BEGIN Recorded information

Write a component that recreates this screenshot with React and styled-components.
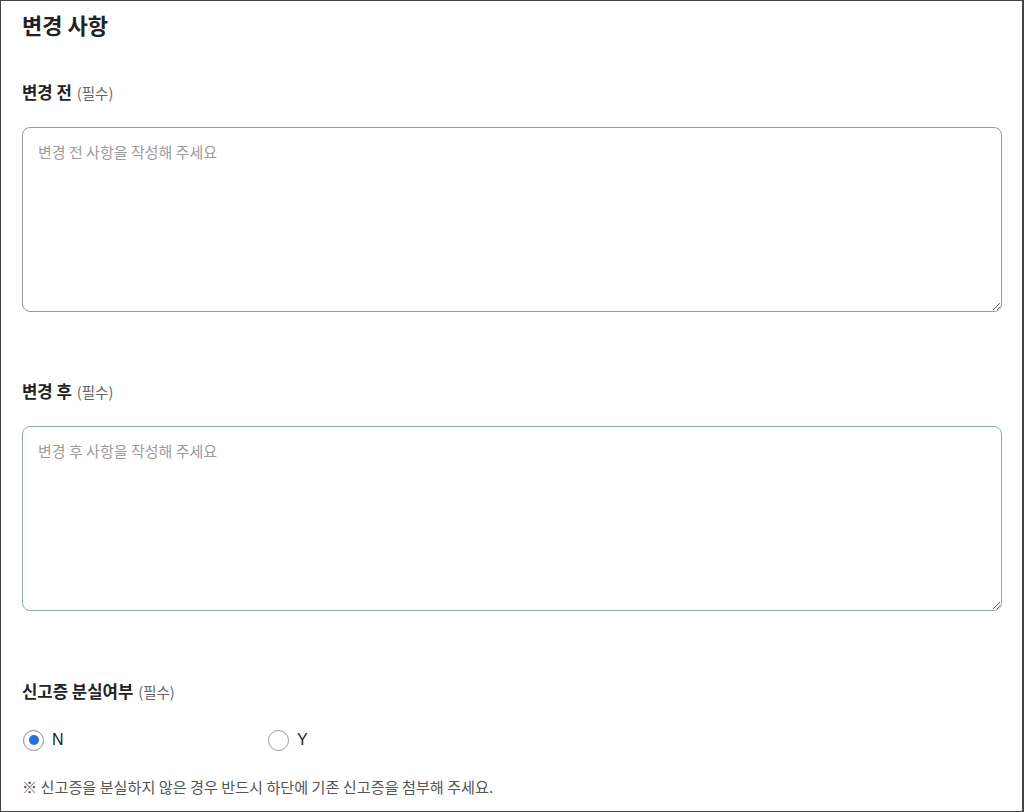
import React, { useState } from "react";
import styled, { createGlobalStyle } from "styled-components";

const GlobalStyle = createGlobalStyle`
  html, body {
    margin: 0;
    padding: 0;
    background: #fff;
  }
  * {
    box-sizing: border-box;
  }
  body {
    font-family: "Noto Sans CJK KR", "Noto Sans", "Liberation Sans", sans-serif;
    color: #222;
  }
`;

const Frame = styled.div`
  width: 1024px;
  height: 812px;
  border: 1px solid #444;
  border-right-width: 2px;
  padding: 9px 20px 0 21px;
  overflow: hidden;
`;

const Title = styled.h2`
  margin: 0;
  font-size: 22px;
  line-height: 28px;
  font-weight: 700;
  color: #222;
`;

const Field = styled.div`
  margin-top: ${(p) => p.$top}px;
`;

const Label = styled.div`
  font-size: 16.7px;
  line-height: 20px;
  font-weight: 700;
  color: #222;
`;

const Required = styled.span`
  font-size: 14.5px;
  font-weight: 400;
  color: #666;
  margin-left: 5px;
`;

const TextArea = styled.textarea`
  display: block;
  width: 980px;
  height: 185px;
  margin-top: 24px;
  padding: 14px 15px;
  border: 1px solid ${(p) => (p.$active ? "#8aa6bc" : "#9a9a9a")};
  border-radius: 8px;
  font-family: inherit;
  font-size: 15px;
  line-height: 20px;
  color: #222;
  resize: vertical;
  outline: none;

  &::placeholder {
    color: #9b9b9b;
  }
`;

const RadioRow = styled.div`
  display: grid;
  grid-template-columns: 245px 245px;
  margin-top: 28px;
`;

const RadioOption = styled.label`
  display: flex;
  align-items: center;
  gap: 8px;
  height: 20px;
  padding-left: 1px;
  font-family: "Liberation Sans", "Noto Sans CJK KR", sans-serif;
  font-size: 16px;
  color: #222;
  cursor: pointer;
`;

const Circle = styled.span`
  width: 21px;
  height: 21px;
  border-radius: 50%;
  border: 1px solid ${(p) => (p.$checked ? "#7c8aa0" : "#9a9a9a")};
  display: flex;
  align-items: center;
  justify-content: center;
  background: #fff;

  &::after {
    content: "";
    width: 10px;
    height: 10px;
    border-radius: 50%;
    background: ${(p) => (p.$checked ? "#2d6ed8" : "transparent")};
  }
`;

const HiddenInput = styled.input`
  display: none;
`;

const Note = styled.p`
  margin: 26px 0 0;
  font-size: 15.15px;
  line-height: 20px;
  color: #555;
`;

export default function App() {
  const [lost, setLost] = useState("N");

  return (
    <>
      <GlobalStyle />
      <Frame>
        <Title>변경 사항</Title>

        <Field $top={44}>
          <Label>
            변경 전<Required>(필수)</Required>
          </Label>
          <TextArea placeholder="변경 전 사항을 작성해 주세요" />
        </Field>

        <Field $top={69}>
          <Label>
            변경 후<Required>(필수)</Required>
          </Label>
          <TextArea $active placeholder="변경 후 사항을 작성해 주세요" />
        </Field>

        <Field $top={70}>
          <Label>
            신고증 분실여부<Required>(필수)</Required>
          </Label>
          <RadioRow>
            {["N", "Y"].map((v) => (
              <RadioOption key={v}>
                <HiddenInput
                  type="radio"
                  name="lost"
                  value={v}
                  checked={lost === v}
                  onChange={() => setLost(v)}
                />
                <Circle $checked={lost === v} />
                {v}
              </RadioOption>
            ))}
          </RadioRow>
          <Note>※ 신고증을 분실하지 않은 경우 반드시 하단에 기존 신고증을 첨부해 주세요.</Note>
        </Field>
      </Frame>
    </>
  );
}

END Recorded information

* _Instructions to follow_
Reproduce the listing exactly. Leave its pictures out.

* _Response to this exercise_
Write a component that recreates this screenshot with React and styled-components.
import React, { useState } from "react";
import styled, { createGlobalStyle } from "styled-components";

const GlobalStyle = createGlobalStyle`
  html, body {
    margin: 0;
    padding: 0;
    background: #fff;
  }
  * {
    box-sizing: border-box;
  }
  body {
    font-family: "Noto Sans CJK KR", "Noto Sans", "Liberation Sans", sans-serif;
    color: #222;
  }
`;

const Frame = styled.div`
  width: 1024px;
  height: 812px;
  border: 1px solid #444;
  border-right-width: 2px;
  padding: 9px 20px 0 21px;
  overflow: hidden;
`;

const Title = styled.h2`
  margin: 0;
  font-size: 22px;
  line-height: 28px;
  font-weight: 700;
  color: #222;
`;

const Field = styled.div`
  margin-top: ${(p) => p.$top}px;
`;

const Label = styled.div`
  font-size: 16.7px;
  line-height: 20px;
  font-weight: 700;
  color: #222;
`;

const Required = styled.span`
  font-size: 14.5px;
  font-weight: 400;
  color: #666;
  margin-left: 5px;
`;

const TextArea = styled.textarea`
  display: block;
  width: 980px;
  height: 185px;
  margin-top: 24px;
  padding: 14px 15px;
  border: 1px solid ${(p) => (p.$active ? "#8aa6bc" : "#9a9a9a")};
  border-radius: 8px;
  font-family: inherit;
  font-size: 15px;
  line-height: 20px;
  color: #222;
  resize: vertical;
  outline: none;

  &::placeholder {
    color: #9b9b9b;
  }
`;

const RadioRow = styled.div`
  display: grid;
  grid-template-columns: 245px 245px;
  margin-top: 28px;
`;

const RadioOption = styled.label`
  display: flex;
  align-items: center;
  gap: 8px;
  height: 20px;
  padding-left: 1px;
  font-family: "Liberation Sans", "Noto Sans CJK KR", sans-serif;
  font-size: 16px;
  color: #222;
  cursor: pointer;
`;

const Circle = styled.span`
  width: 21px;
  height: 21px;
  border-radius: 50%;
  border: 1px solid ${(p) => (p.$checked ? "#7c8aa0" : "#9a9a9a")};
  display: flex;
  align-items: center;
  justify-content: center;
  background: #fff;

  &::after {
    content: "";
    width: 10px;
    height: 10px;
    border-radius: 50%;
    background: ${(p) => (p.$checked ? "#2d6ed8" : "transparent")};
  }
`;

const HiddenInput = styled.input`
  display: none;
`;

const Note = styled.p`
  margin: 26px 0 0;
  font-size: 15.15px;
  line-height: 20px;
  color: #555;
`;

export default function App() {
  const [lost, setLost] = useState("N");

  return (
    <>
      <GlobalStyle />
      <Frame>
        <Title>변경 사항</Title>

        <Field $top={44}>
          <Label>
            변경 전<Required>(필수)</Required>
          </Label>
          <TextArea placeholder="변경 전 사항을 작성해 주세요" />
        </Field>

        <Field $top={69}>
          <Label>
            변경 후<Required>(필수)</Required>
          </Label>
          <TextArea $active placeholder="변경 후 사항을 작성해 주세요" />
        </Field>

        <Field $top={70}>
          <Label>
            신고증 분실여부<Required>(필수)</Required>
          </Label>
          <RadioRow>
            {["N", "Y"].map((v) => (
              <RadioOption key={v}>
                <HiddenInput
                  type="radio"
                  name="lost"
                  value={v}
                  checked={lost === v}
                  onChange={() => setLost(v)}
                />
                <Circle $checked={lost === v} />
                {v}
              </RadioOption>
            ))}
          </RadioRow>
          <Note>※ 신고증을 분실하지 않은 경우 반드시 하단에 기존 신고증을 첨부해 주세요.</Note>
        </Field>
      </Frame>
    </>
  );
}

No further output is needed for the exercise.